AP French: AP French Language and Culture is a college-level high school course that develops communication skills in French across interpersonal speaking, presentational writing, interpretive reading, and listening.

Language foundations: In this course, foundations include core verb use, sentence structure, high-frequency vocabulary, pronunciation patterns, listening comprehension, and the ability to understand meaning in context.

Why AP French feels different from earlier World Languages classes

If you are wondering about why students struggle with AP French foundations, it often helps to start with one important truth: AP French is not simply a harder version of French II or French III. It is a different kind of course. Earlier classes may focus more on chapter vocabulary, memorized dialogues, and discrete grammar quizzes. AP French expects your teen to use the language flexibly, quickly, and with increasing independence.

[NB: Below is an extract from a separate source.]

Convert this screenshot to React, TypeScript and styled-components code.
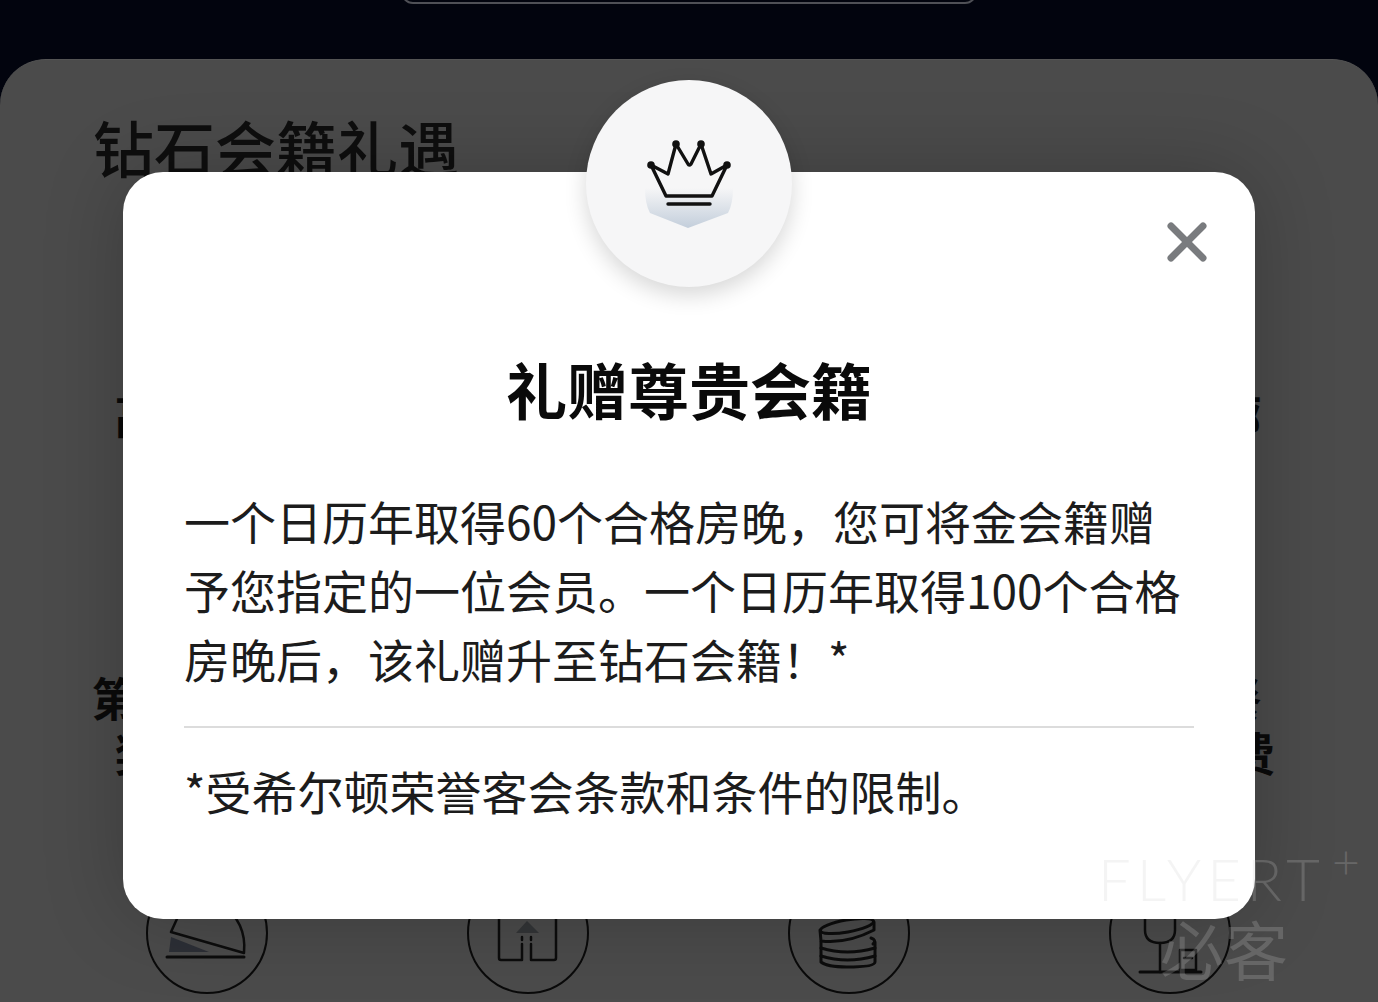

That shift can feel abrupt. A student who earned strong grades in previous French classes may suddenly feel less sure of themself when asked to compare two audio sources, write a persuasive email in French, or speak for two minutes on a cultural topic with little preparation time. In many classrooms, teachers are guiding students toward authentic communication, not just correct isolated answers. That means students need to process meaning, organize ideas, and apply grammar at the same time.

From an educational perspective, this is a common learning pattern in advanced language study. Students can often recognize vocabulary on a worksheet long before they can retrieve it in conversation. They may know verb charts when studying at home, but still hesitate under timed speaking conditions. Teachers see this often in AP language courses because performance demands expose which skills are truly solid and which are still developing.

Parents sometimes notice the change when homework starts taking longer. Your teen may spend twenty minutes reading a short article because they are translating too much word by word. Or they may understand a listening clip in class, then struggle to summarize it in French. These are not signs that they cannot succeed. They are signs that the course is asking for integrated language use.

Common AP French foundation gaps that show up in high school

In high school AP French, foundation problems usually do not appear as one big obvious weakness. More often, they show up as a pattern of smaller issues that affect fluency and confidence.

One common gap is overreliance on memorization. A student may have learned lists of food words, travel terms, or school vocabulary in earlier classes, but AP tasks require broader word knowledge and more flexible usage. For example, your teen might know the noun l’environnement but struggle to explain how communities should protect natural resources using connected sentences and precise verbs.

Another frequent issue is incomplete control of core grammar. AP French does not require perfection in every advanced structure, but students do need dependable command of essentials. If your teen is still unsure when to use the passé composé versus the imparfait, or frequently mixes up object pronouns, articles, and agreement, writing and speaking can become slow and error-filled. In a timed essay, that extra mental effort leaves less room for idea development.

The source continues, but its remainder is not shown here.